Cette volonté d’authenticité se manifeste également en dehors de sa musique. En effet, lors de sa seule interview effectuée pour cet album (avec le média Views), il a déclaré ne pas encore pouvoir pleinement vivre de sa musique, alors qu’il dispose depuis sa mixtape Wesh Enfoiré d’une fanbase assez solide. Cette honnêteté démontre l’envie chez Lesram de ne pas mentir à ses auditeurs.
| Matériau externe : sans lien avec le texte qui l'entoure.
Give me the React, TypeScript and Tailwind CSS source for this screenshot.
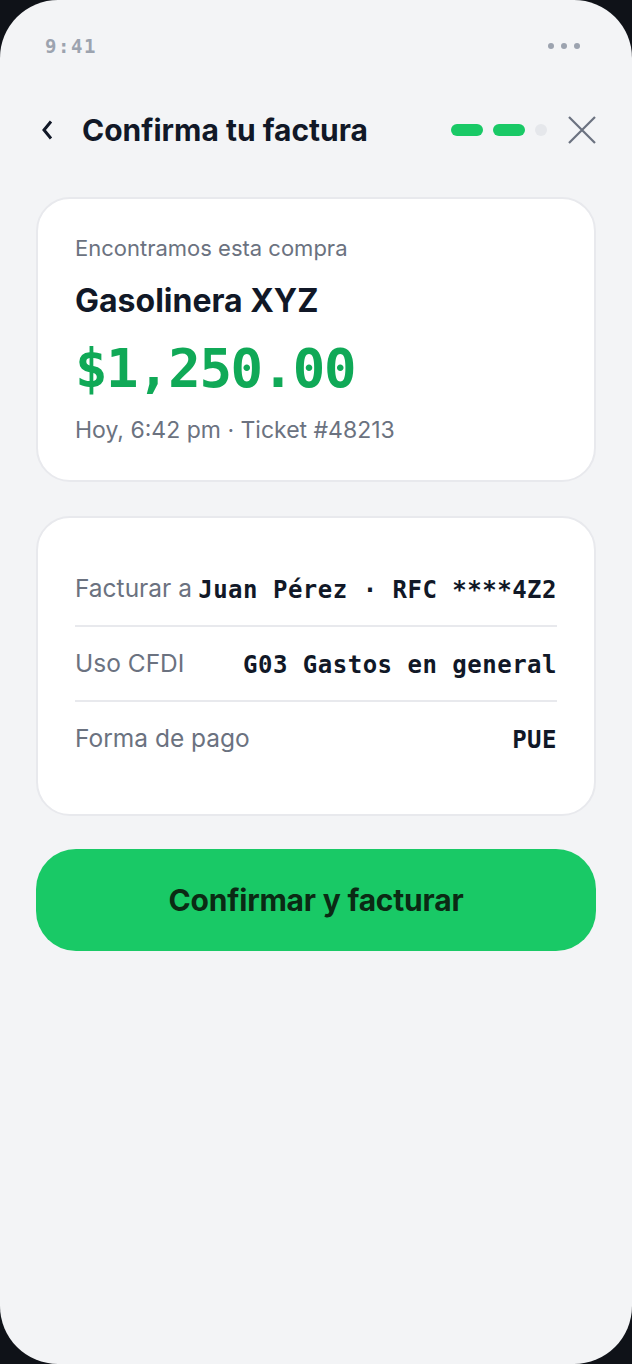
import React from "react";

const sans = { fontFamily: "Inter, 'Noto Sans', sans-serif" } as const;

export default function App() {
  return (
    <div className="w-[632px] h-[1364px] bg-[#0f1218]">
      <div
        className="w-full h-full bg-[#f3f4f6] rounded-[58px] overflow-hidden flex flex-col px-[36px]"
        style={sans}
      >
        {/* status bar */}
        <div className="flex items-center justify-between h-[28px] mt-[32px] pl-[9px] pr-[16px]">
          <span className="font-['DejaVu_Sans_Mono',monospace] text-[19px] leading-none font-bold text-[#9ca3af] tracking-[1.6px]">
            9:41
          </span>
          <div className="flex gap-[7px]">
            <span className="w-[6px] h-[6px] rounded-full bg-[#9ca3af]" />
            <span className="w-[6px] h-[6px] rounded-full bg-[#9ca3af]" />
            <span className="w-[6px] h-[6px] rounded-full bg-[#9ca3af]" />
          </div>
        </div>

        {/* header */}
        <div className="flex items-center h-[48px] mt-[46px]">
          <svg width="24" height="24" viewBox="0 0 24 24" fill="none">
            <path d="M15 3.5 L8 12 L15 20.5" stroke="#111827" strokeWidth="3" />
          </svg>
          <h1 className="ml-[22px] text-[30px] font-bold text-[#111827] leading-none">
            Confirma tu factura
          </h1>
          <div className="ml-auto flex items-center gap-[10px]">
            <span className="w-[32px] h-[12px] rounded-full bg-[#19c966]" />
            <span className="w-[32px] h-[12px] rounded-full bg-[#19c966]" />
            <span className="w-[12px] h-[12px] rounded-full bg-[#e5e7eb]" />
          </div>
          <svg width="28" height="28" viewBox="0 0 28 28" className="ml-[21px]" fill="none">
            <path d="M1 1 L27 27 M27 1 L1 27" stroke="#6b7280" strokeWidth="2.2" />
          </svg>
        </div>

        {/* card 1 */}
        <div className="mt-[43px] bg-white rounded-[34px] border-2 border-[#e8e9ed] px-[37px] pt-[35px] pb-[35px]">
          <div className="text-[22px] leading-[28px] text-[#6b7280]">Encontramos esta compra</div>
          <div className="mt-[19px] text-[32px] leading-[40px] font-bold text-[#111827]">
            Gasolinera XYZ
          </div>
          <div className="mt-[16px] font-['DejaVu_Sans_Mono',monospace] text-[54px] leading-[64px] font-bold text-[#10a957] tracking-[-1.4px]">
            $1,250.00
          </div>
          <div className="mt-[14px] text-[23px] leading-[30px] text-[#6b7280]">
            Hoy, 6:42 pm · Ticket #48213
          </div>
        </div>

        {/* card 2 */}
        <div className="mt-[34px] bg-white rounded-[34px] border-2 border-[#e8e9ed] px-[37px] pt-[34px] pb-[39px]">
          {[
            ["Facturar a", "Juan Pérez · RFC ****4Z2"],
            ["Uso CFDI", "G03 Gastos en general"],
            ["Forma de pago", "PUE"],
          ].map(([label, value], i) => (
            <div
              key={label}
              className={
                "flex items-center justify-between pt-[21px] pb-[22px] " +
                (i < 2 ? "border-b-2 border-[#e8e9ed]" : "")
              }
            >
              <span className="whitespace-nowrap text-[24.5px] leading-[30px] text-[#6b7280]">{label}</span>
              <span className="whitespace-nowrap font-['DejaVu_Sans_Mono',monospace] text-[24px] leading-[30px] font-bold text-[#111827] tracking-[0.5px] translate-y-[2px]">
                {value}
              </span>
            </div>
          ))}
        </div>

        {/* button */}
        <button className="mt-[33px] h-[102px] w-full rounded-[40px] bg-[#19c966] text-[#0b2a14] text-[30px] font-bold tracking-[-0.2px]">
          Confirmar y facturar
        </button>
      </div>
    </div>
  );
}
On ressort donc de ce projet avec un sentiment ambivalent : malgré un MC toujours en grande forme et un propos global plus clair permettant une véritable ligne directrice au cours du disque, la faiblesse de certaines productions ne permet pas à Du peu que j’ai eu, Du mieux que j’ai pu de surpasser Wesh Enfoiré. Il reste donc un bon album, mais ne parvient pas à faire office de projet définitif et complet.
Pour réaliser cela, la solution passerait peut-être par l’élaboration d’un disque avec une équipe de producteurs plus resserrée ou même avec un seul beatmaker, l’alchimie affichée avec MehSah étant assez évidente par exemple.